Wetting of Solid Molybdenum, Cobalt, and Nickel with Liquid Zinc and the Calculation of Their Interfacial Energies

Abstract

Abstract The well-known experimental data on the angles of wetting of refractory metals with liquid zinc are used to calculate the interfacial energies in these systems. The calculation of this angle becomes a challenging problem, since there is no direct method for measuring the interfacial energy at the solid–another metal melt interface. Since the interfacial energies at the interfaces of solid metals with liquid zinc were calculated using the surface energies of solid metals measured by a noncontact method, i.e., in the absence of contact with a liquid metal, it is impossible to take into account the influence of a liquid phase on the surface energy of a solid metal. However, the influence of liquid zinc on the surface energies of solid metals may be ignored due to the fact that zinc does not form solutions and compounds with the metals under study. If the specific free surface energy is higher than the interfacial energy at the solid–melt interface, the equilibrium contact angle is acute; otherwise, i.e., at σ ss < σ sl , the contact angle is obtuse.
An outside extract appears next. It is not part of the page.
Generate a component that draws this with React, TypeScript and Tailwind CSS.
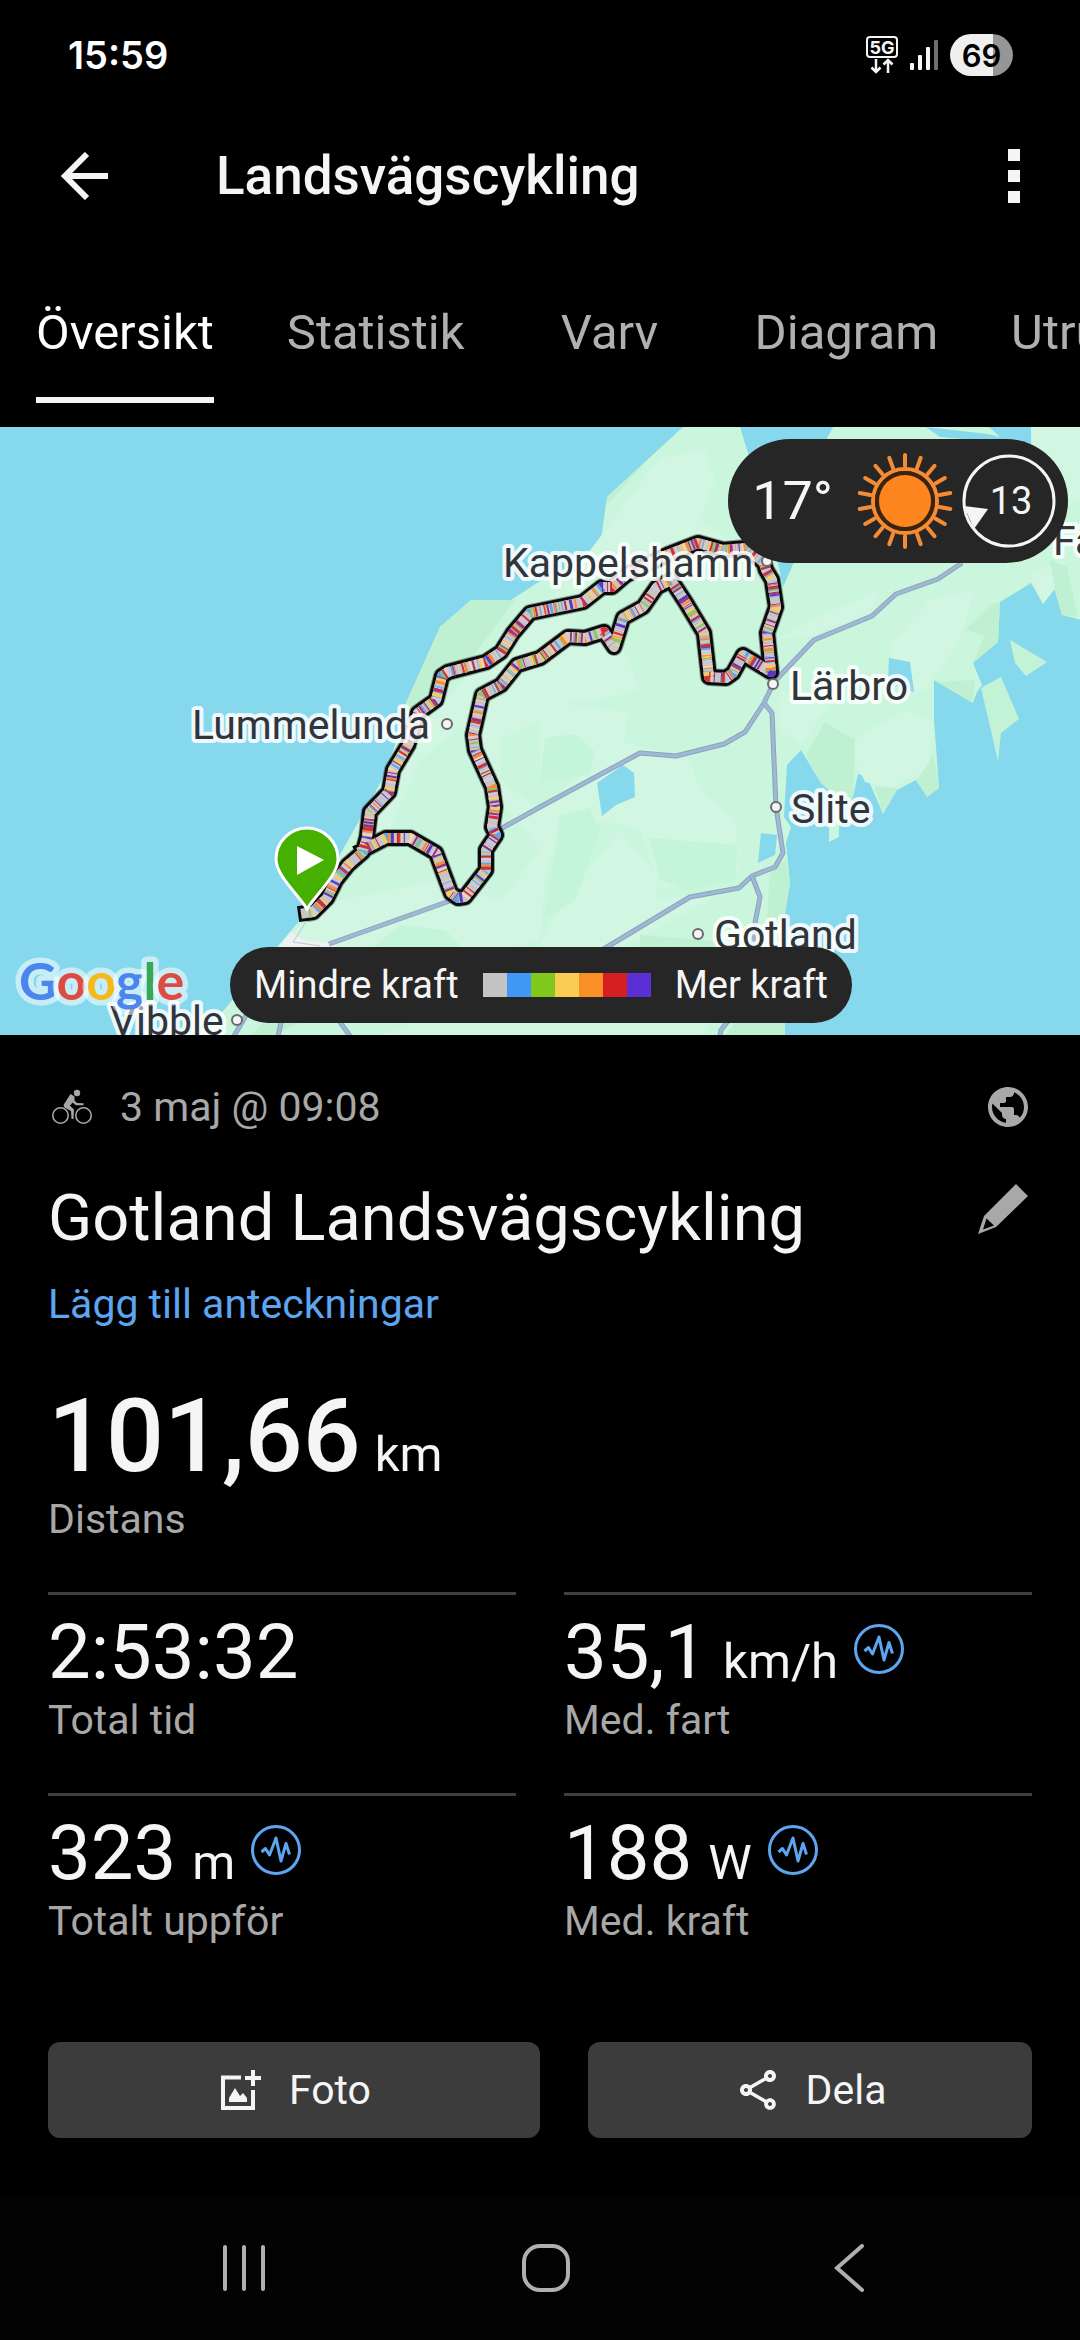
import { MdOutlineShare, MdPublic } from "react-icons/md";

const ROUTE =
  "M306 913 L313 912 L327 898 L336 880 L348 865 L363 852 L367 837 L370 812 L389 792 L393 770 L408 745 L418 713 L436 700 L442 676 L448 672 L486 662 L501 652 L513 633 L530 613 L583 602 L602 587 L612 587 L626 575 L667 555 L698 543 L723 550 L747 548 L764 563 L766 570 L772 580 L776 607 L767 633 L771 672 L743 655 L733 673 L726 678 L709 677 L704 633 L686 603 L671 580 L657 587 L643 607 L623 618 L614 647 L604 632 L585 638 L568 637 L540 658 L517 665 L501 685 L482 695 L473 735 L475 750 L492 787 L495 807 L492 827 L496 835 L486 850 L486 870 L465 897 L458 898 L451 893 L436 853 L410 838 L386 838 L363 850";

const POWER_COLORS = ["#c3c3c3", "#3f97f6", "#80c91c", "#fbcb52", "#fa8f26", "#d61f20", "#5b2fd6"];

function dashes(seed: number) {
  let s = seed * 7919 + 17;
  const next = () => {
    s = (s * 1103515245 + 12345) % 2147483648;
    return s / 2147483648;
  };
  const out: number[] = [];
  for (let i = 0; i < 120; i++) {
    out.push(1 + Math.round(next() * 2), 7 + Math.round(next() * 24));
  }
  return out.join(" ");
}

const STRIPES: [string, number][] = [
  ["#f3d9a4", 1],
  ["#7fb0e0", 10],
  ["#cfc9d6", 6],
  ["#5aa5ee", 2],
  ["#8bc763", 3],
  ["#5b35c4", 7],
  ["#fbcb52", 4],
  ["#a32f74", 11],
  ["#f58a3c", 5],
  ["#d0303a", 8],
  ["#d3cdd0", 9],
];

const ROADS = [
  "M962 563 L938 579 L896 594 L872 616 L814 640 L774 682 L764 703 L745 732 L724 744 L676 756 L640 753 L540 807 L495 832",
  "M764 703 L772 713 L776 807 L783 853 L775 867 L752 876 L739 888 L690 897 L607 947 L560 975",
  "M752 876 L760 897 L755 923 L753 947 L745 1000 L721 1030 L720 1036",
  "M458 898 L329 944",
  "M248 1012 L234 1036",
  "M284 1010 L278 1036",
  "M330 1008 L350 1036",
];

const PLACES = [
  { name: "Kappelshamn", x: 503, y: 577, dx: 767, dy: 561 },
  { name: "Lummelunda", x: 192, y: 739, dx: 447, dy: 724 },
  { name: "Lärbro", x: 790, y: 700, dx: 773, dy: 684 },
  { name: "Slite", x: 791, y: 823, dx: 776, dy: 807 },
  { name: "Gotland", x: 714, y: 949, dx: 698, dy: 934 },
  { name: "Vibble", x: 110, y: 1035, dx: 237, dy: 1020 },
  { name: "Fårö", x: 1053, y: 555, dx: 1130, dy: 540 },
];

function RouteMap() {
  return (
    <svg
      className="block h-[608px] w-full"
      viewBox="0 427 1080 608"
      preserveAspectRatio="xMidYMid slice"
      role="img"
      aria-label="Karta över rutten"
      fontFamily="Roboto, sans-serif"
    >
      <rect x="-600" y="427" width="2280" height="608" fill="#86d8ed" />
      {/* land */}
      <path
        fill="#c9f6dd"
        d="M683 427 L607 497 L599 553 L537 583 L511 600 L471 600 L440 627 L406 703 L394 748 L382 780 L365 810 L341 853 L300 920 L277 947 L224 1010 L198 1036 L785 1036 L785 913 L790 883 L786 843 L791 827 L784 817 L787 765 L801 750 L821 783 L829 790 L829 842 L839 837 L839 817 L853 797 L858 774 L867 777 L883 814 L897 790 L916 780 L927 797 L939 788 L934 720 L934 680 L973 703 L977 692 L982 685 L973 663 L998 642 L1000 602 L1031 583 L1043 604 L1054 588 L1062 615 L1081 620 L1081 427 Z"
      />
      {/* lighter fields */}
      <g fill="#d1f6e1">
        <path d="M660 458 L705 450 L715 480 L700 520 L740 545 L700 560 L640 560 L600 590 L560 640 L620 640 L640 690 L600 700 L550 705 L540 720 L500 740 L500 800 L540 850 L500 900 L440 880 L340 900 L300 925 L277 950 L300 965 L460 962 L540 940 L545 880 L560 830 L600 820 L640 830 L660 890 L740 870 L735 820 L700 790 L690 760 L620 740 L540 810 L500 780 L470 720 L420 760 L390 830 L360 850 L420 730 L480 660 L560 590 Z" />
        <path d="M540 700 L628 712 L622 760 L590 775 L540 778 Z" />
        <path d="M890 645 L930 600 L975 590 L960 640 L925 690 L900 690 Z" />
        <path d="M860 735 L905 710 L934 722 L928 770 L890 788 L865 782 L850 750 Z" />
        <path d="M780 690 L830 705 L800 745 L780 730 Z" />
        <path d="M1031 427 L1080 427 L1080 500 L1040 520 Z M1030 575 L1060 560 L1067 573 L1054 590 L1043 604 Z" />
        <path d="M775 640 L815 618 L880 590 L870 612 L812 635 Z" />
        <path d="M620 830 L660 880 L655 900 L690 895 L740 885 L700 905 L610 955 L560 980 L540 940 L580 880 Z" />
        <path d="M470 1000 L720 1010 L700 1036 L380 1036 Z" />
      </g>
      {/* darker woods */}
      <g fill="#bff0d2">
        <path d="M471 600 L515 600 L470 660 L430 690 L408 715 L406 703 L440 627 Z" />
        <path d="M825 722 L855 740 L853 797 L839 817 L829 790 L821 783 L806 755 Z" />
        <path d="M875 787 L897 788 L883 814 Z M934 755 L939 788 L927 797 L917 780 Z" />
        <path d="M770 870 L786 860 L790 883 L785 913 L785 1036 L725 1036 L745 1010 L765 950 Z" />
        <path d="M973 663 L985 635 L965 630 L990 605 L1000 602 L998 642 Z M937 682 L973 703 L975 680 Z" />
        <path d="M640 935 L700 940 L760 945 L760 1000 L640 960 Z M300 985 L330 1010 L270 1036 L250 1036 Z" />
        <path d="M683 427 L650 458 L607 505 L607 497 Z M1050 560 L1067 567 L1078 617 L1062 615 L1055 588 Z" />
      </g>
      <g fill="#c4f5d8">
        <path d="M400 925 L445 930 L460 945 L430 960 L370 950 Z M560 815 L590 808 L600 830 L575 900 L545 918 Z" />
        <path d="M650 838 L738 845 L735 880 L690 890 L660 880 Z M545 738 L575 734 L595 752 L590 775 L540 782 Z" />
      </g>
      {/* bays and lakes */}
      <g fill="#86d8ed">
        <path d="M740 427 L748 453 L778 563 L783 587 L795 560 L826 440 L833 427 Z" />
        <path d="M926 427 L940 437 L1031 445 L1031 427 L989 427 L1000 437 L988 434 Z" />
        <path d="M889 658 L910 662 L914 692 L888 683 Z" />
        <path d="M597 783 L623 765 L634 773 L635 797 L616 805 L602 816 Z" />
        <path d="M761 833 L777 835 L775 855 L758 863 Z" />
      </g>
      <path
        fill="#c3f3d6"
        d="M1010 640 L1047 662 L1026 676 L1015 663 Z M981 688 L1001 677 L1019 719 L1001 733 L998 761 L988 718 Z"
      />
      {/* town of Visby */}
      <path fill="#eef0f4" d="M291 932 L303 940 L330 943 L345 950 L277 950 Z" />
      <path d="M307 920 L293 942 L320 946" fill="none" stroke="#b9c9cb" strokeWidth="1" />
      {ROADS.map((d) => (
        <g key={d} fill="none" strokeLinejoin="round">
          <path d={d} stroke="#8aa2c6" strokeWidth="5" />
          <path d={d} stroke="#a0b9d0" strokeWidth="3" />
        </g>
      ))}
      {/* ride */}
      <g fill="none" strokeLinejoin="round">
        <path d={ROUTE} stroke="#000" strokeOpacity="0.35" strokeWidth="18" />
        <path d={ROUTE} stroke="#0b0b0b" strokeWidth="16" strokeLinecap="square" />
        <path d={ROUTE} stroke="#c8c4c8" strokeWidth="10" strokeLinecap="square" />
        {STRIPES.map(([color, seed]) => (
          <path
            key={seed}
            d={ROUTE}
            stroke={color}
            strokeWidth="10"
            strokeDasharray={dashes(seed)}
            strokeDashoffset={seed * 37}
          />
        ))}
      </g>
      {/* place names */}
      {PLACES.map((p) => (
        <g key={p.name}>
          <circle cx={p.dx} cy={p.dy} r="5" fill="#f5f3f3" stroke="#6a6a6a" strokeWidth="2" />
          <text
            x={p.x}
            y={p.y}
            fontSize="41"
            fill="#30353b"
            stroke="#fff"
            strokeOpacity="0.85"
            strokeWidth="8"
            strokeLinejoin="round"
            paintOrder="stroke"
          >
            {p.name}
          </text>
        </g>
      ))}
      {/* start marker */}
      <path
        d="M307 909 C299 895 276 876 276 859 A31 31 0 0 1 338 859 C338 876 315 895 307 909 Z"
        fill="#45b000"
        stroke="#fff"
        strokeWidth="3"
      />
      <path d="M297 846 L324 860 L297 875 Z" fill="#fff" />
      {/* map provider */}
      <text
        x="19"
        y="1000"
        fontFamily="Lato, sans-serif"
        fontSize="52"
        fontWeight="700"
        stroke="#fff"
        strokeOpacity="0.55"
        strokeWidth="11"
        strokeLinejoin="round"
        paintOrder="stroke"
      >
        <tspan fill="#4a86ec">G</tspan>
        <tspan fill="#dd4b41">o</tspan>
        <tspan fill="#f5b91b">o</tspan>
        <tspan fill="#4a86ec">g</tspan>
        <tspan fill="#3aa757">l</tspan>
        <tspan fill="#dd4b41">e</tspan>
      </text>
    </svg>
  );
}

function SunIcon() {
  return (
    <svg className="size-24" viewBox="-48 -48 96 96" aria-hidden="true">
      {Array.from({ length: 18 }, (_, i) => (
        <line
          key={i}
          x1="0"
          y1="-35"
          x2="0"
          y2="-46"
          stroke="#f58b33"
          strokeWidth="4"
          strokeLinecap="round"
          transform={`rotate(${i * 20})`}
        />
      ))}
      <circle r="32" fill="none" stroke="#f58b33" strokeWidth="4" />
      <circle r="28" fill="none" stroke="#3a2410" strokeWidth="4" />
      <circle r="26" fill="#ff851f" />
    </svg>
  );
}

function WindBadge() {
  return (
    <div className="relative flex size-24 items-center justify-center">
      <svg className="absolute inset-0" viewBox="-48 -48 96 96" aria-hidden="true">
        <circle r="45" fill="none" stroke="#f5f5f5" strokeWidth="3" />
        <path d="M-45 5 L-21 8 L-35 28 Z" fill="#f5f5f5" />
      </svg>
      <span className="relative pl-1 text-[38px] leading-none">13</span>
    </div>
  );
}

function BikeIcon() {
  return (
    <svg className="h-9 w-10" viewBox="0 0 40 36" fill="none" aria-hidden="true">
      <circle cx="8.500" cy="26.500" r="7.700" stroke="#a8a8a8" strokeWidth="1.600" />
      <circle cx="31.500" cy="26.500" r="7.700" stroke="#a8a8a8" strokeWidth="1.600" />
      <circle cx="25" cy="4" r="3.200" fill="#a8a8a8" />
      <path
        d="M18.500 5 L22.500 7.500 L22.500 11.500 L25 14 L31.500 14.300 L31.500 16.300 L24 16.300 L20.500 13.500 L18 16.800 L22 20.500 L21.500 30 L19.500 30 L19 22 L12.500 18.500 L11.500 16 Z"
        fill="#a8a8a8"
      />
    </svg>
  );
}

function PencilIcon() {
  return (
    <svg className="size-[50px]" viewBox="0 0 50 50" aria-hidden="true">
      <path
        fillRule="evenodd"
        fill="#a8a8a8"
        d="M38 0 L50 12 L18 43 L0 50 L6 32 Z M8.500 34.500 L5 45.500 L16 41.500 Z"
      />
    </svg>
  );
}

function PulseIcon() {
  return (
    <svg className="size-[50px]" viewBox="0 0 50 50" fill="none" stroke="#5ea5f0" aria-hidden="true">
      <circle cx="25" cy="25" r="23.500" strokeWidth="3" />
      <path d="M10.500 27 L14.500 23.500 L18.500 30 L25 13 L30 36 L35 18.500 L38.500 29.500" strokeWidth="3" strokeLinejoin="round" />
    </svg>
  );
}

function AddPhotoIcon() {
  return (
    <svg className="ml-1 size-10" viewBox="0 0 40 40" aria-hidden="true">
      <path d="M20 7.500 H2 V38 H32 V20" fill="none" stroke="#f5f5f5" strokeWidth="4" />
      <path d="M32 0 V16 M24 8 H40" stroke="#f5f5f5" strokeWidth="4" />
      <path d="M8 32 V28 L14 18 L19 26 L22 23 L26 28 V32 Z" fill="#f5f5f5" />
    </svg>
  );
}

function StatusBar() {
  return (
    <div className="flex h-[110px] items-center justify-between pr-[67px] pl-[68px]">
      <time className="font-[Inter,sans-serif] text-[38px] leading-[56px] font-semibold text-white">15:59</time>
      <div className="flex items-center">
        <svg className="h-[38px] w-8" viewBox="0 0 32 38" fill="none" stroke="#f5f5f5" aria-hidden="true">
          <rect x="1" y="1" width="30" height="20" rx="3" strokeWidth="2" />
          <text x="16" y="18" textAnchor="middle" fontFamily="Inter, sans-serif" fontSize="18" fontWeight="700" fill="#f5f5f5" stroke="none">
            5G
          </text>
          <path d="M10 23 V36 M5.500 31.500 L10 36 L14.500 31.500 M22 37 V24 M17.500 28.500 L22 24 L26.500 28.500" strokeWidth="2.500" />
        </svg>
        <svg className="ml-3 h-[30px] w-7" viewBox="0 0 28 30" aria-hidden="true">
          <g fill="#f5f5f5">
            <rect x="0" y="23" width="4" height="7" rx="1" />
            <rect x="8" y="15" width="4" height="15" rx="1" />
            <rect x="16" y="7" width="4" height="23" rx="1" />
          </g>
          <rect x="24" y="0" width="4" height="30" rx="1" fill="#6f6f6f" />
        </svg>
        <span className="ml-3 flex h-[42px] w-[63px] items-center justify-center rounded-full bg-linear-to-r from-[#efefef] from-69% to-[#969696] to-69% font-[Inter,sans-serif] text-[31px] leading-none font-semibold text-black">
          69
        </span>
      </div>
    </div>
  );
}

const TABS = ["Översikt", "Statistik", "Varv", "Diagram", "Utrustning"];

const STATS = [
  { value: "2:53:32", unit: "", label: "Total tid", pulse: false },
  { value: "35,1", unit: "km/h", label: "Med. fart", pulse: true },
  { value: "323", unit: "m", label: "Totalt uppför", pulse: true },
  { value: "188", unit: "W", label: "Med. kraft", pulse: true },
];

export default function App() {
  return (
    <div className="min-h-screen overflow-x-hidden bg-black font-[Roboto,sans-serif] text-[#f5f5f5]">
      <StatusBar />

      <header className="flex h-[132px] items-center pr-[60px] pl-[60px]">
        <button type="button" aria-label="Tillbaka" className="flex w-[156px] items-center">
          <svg className="size-12" viewBox="0 0 48 48" fill="none" stroke="#f5f5f5" strokeWidth="6" aria-hidden="true">
            <path d="M48 24 H5 M27 2 L5 24 L27 46" />
          </svg>
        </button>
        <h1 className="text-[53px] leading-[64px] font-medium">Landsvägscykling</h1>
        <button type="button" aria-label="Fler alternativ" className="ml-auto flex flex-col gap-[9px]">
          <span className="size-3 bg-[#f5f5f5]" />
          <span className="size-3 bg-[#f5f5f5]" />
          <span className="size-3 bg-[#f5f5f5]" />
        </button>
      </header>

      <nav className="flex gap-px overflow-hidden pb-6" role="tablist">
        {TABS.map((tab, i) => (
          <button
            key={tab}
            type="button"
            role="tab"
            aria-selected={i === 0}
            className={
              i === 0
                ? "flex shrink-0 justify-center px-9 text-[49px] leading-[56px] text-white"
                : "flex min-w-[216px] shrink-0 justify-center px-9 text-[49px] leading-[56px] text-[#b0b0b0]"
            }
          >
            <span
              className={
                i === 0
                  ? "border-b-6 border-[#f5f5f5] pt-[63px] pb-9"
                  : "border-b-6 border-transparent pt-[63px] pb-9"
              }
            >
              {tab}
            </span>
          </button>
        ))}
      </nav>

      <main>
        <section className="relative overflow-hidden">
          <RouteMap />
          <div className="absolute top-3 right-3 flex h-[124px] items-center rounded-full bg-[#262626] pr-[11px] pl-6">
            <span className="text-[54px] leading-none">17°</span>
            <span className="ml-6 flex items-center gap-2">
              <SunIcon />
              <WindBadge />
            </span>
          </div>
          <div className="absolute bottom-3 left-[230px] flex h-[76px] items-center gap-6 rounded-full bg-[#262626] px-6 text-[38px] leading-none">
            <span>Mindre kraft</span>
            <span className="flex">
              {POWER_COLORS.map((c) => (
                <span key={c} className="size-6" style={{ backgroundColor: c }} />
              ))}
            </span>
            <span>Mer kraft</span>
          </div>
        </section>

        <section className="px-12 pt-12">
          <div className="flex h-12 items-center text-[41px] leading-[48px] text-[#a8a8a8]">
            <span className="ml-1">
              <BikeIcon />
            </span>
            <time className="ml-7">3 maj @ 09:08</time>
            <MdPublic className="ml-auto size-12" />
          </div>

          <div className="mt-[47px] flex items-start justify-between">
            <h2 className="text-[65px] leading-[80px]">Gotland Landsvägscykling</h2>
            <button type="button" aria-label="Redigera" className="mt-1.5 mr-1">
              <PencilIcon />
            </button>
          </div>
          <a href="#anteckningar" className="mt-[22px] block text-[41px] leading-[48px] text-[#5ea5f0]">
            Lägg till anteckningar
          </a>

          <div className="mt-[52px]">
            <p className="flex items-baseline gap-3.5">
              <span className="text-[102px] leading-[112px] font-medium">101,66</span>
              <span className="text-[49px] leading-none">km</span>
            </p>
            <p className="mt-[3px] text-[41px] leading-[48px] text-[#a8a8a8]">Distans</p>
          </div>

          <dl className="mt-[49px] grid grid-cols-2 gap-x-12">
            {STATS.map((s) => (
              <div key={s.label} className="flex flex-col-reverse border-t-3 border-[#3f3f3f] pt-[13px] pb-[49px]">
                <dt className="text-[41px] leading-[48px] text-[#a8a8a8]">{s.label}</dt>
                <dd className="flex h-[88px] items-start gap-4">
                  <span className="flex items-baseline gap-4">
                    <span className="text-[76px] leading-[88px]">{s.value}</span>
                    {s.unit && <span className="text-[49px] leading-none">{s.unit}</span>}
                  </span>
                  {s.pulse && (
                    <span className="mt-4">
                      <PulseIcon />
                    </span>
                  )}
                </dd>
              </div>
            ))}
          </dl>

          <div className="mt-12 flex gap-12 pb-[58px] text-[41px] leading-[48px]">
            <button type="button" className="flex h-24 flex-[41] items-center justify-center gap-7 rounded-xl bg-[#3c3c3c]">
              <AddPhotoIcon />
              Foto
            </button>
            <button type="button" className="flex h-24 flex-[37] items-center justify-center gap-6 rounded-xl bg-[#3c3c3c]">
              <MdOutlineShare className="size-12" />
              Dela
            </button>
          </div>
        </section>
      </main>

      <footer className="flex h-36 items-center justify-between bg-[#030303] pr-[216px] pl-[222px]">
        <button type="button" aria-label="Senaste appar">
          <svg className="h-12 w-11" viewBox="0 0 44 48" stroke="#b0b0b0" strokeWidth="4" strokeLinecap="round" aria-hidden="true">
            <path d="M3 3 V45 M22 3 V45 M41 3 V45" />
          </svg>
        </button>
        <button type="button" aria-label="Hem" className="mr-2">
          <span className="block size-12 rounded-[18px] border-4 border-[#b0b0b0]" />
        </button>
        <button type="button" aria-label="Bakåt">
          <svg className="h-12 w-[30px]" viewBox="0 0 30 48" fill="none" stroke="#b0b0b0" strokeWidth="4" strokeLinecap="round" aria-hidden="true">
            <path d="M28 2 L3 24 L28 46" />
          </svg>
        </button>
      </footer>
    </div>
  );
}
The closer the contact angle to the right angle at a contact angle higher than 90°, the higher the energy of adhesion of the liquid to the solid metal. However, the ratio of the adhesion energy to the surface energy of the melt remains smaller than unity. A further increase in the absolute value of the contact angle leads to a decrease in the adhesion energy to zero at 180°. Under equilibrium conditions in any systems, the contact angle is likely not to reach 180°. The results of calculating the interfacial energies of the systems under study demonstrate that the Young equation can be used to calculate the interfacial energy of the solid–liquid (melt) interface in the systems where chemical reactions do not occur, i.e., under equilibrium conditions. These results can be used to choose metallic melts for soldering the products made of refractory metals.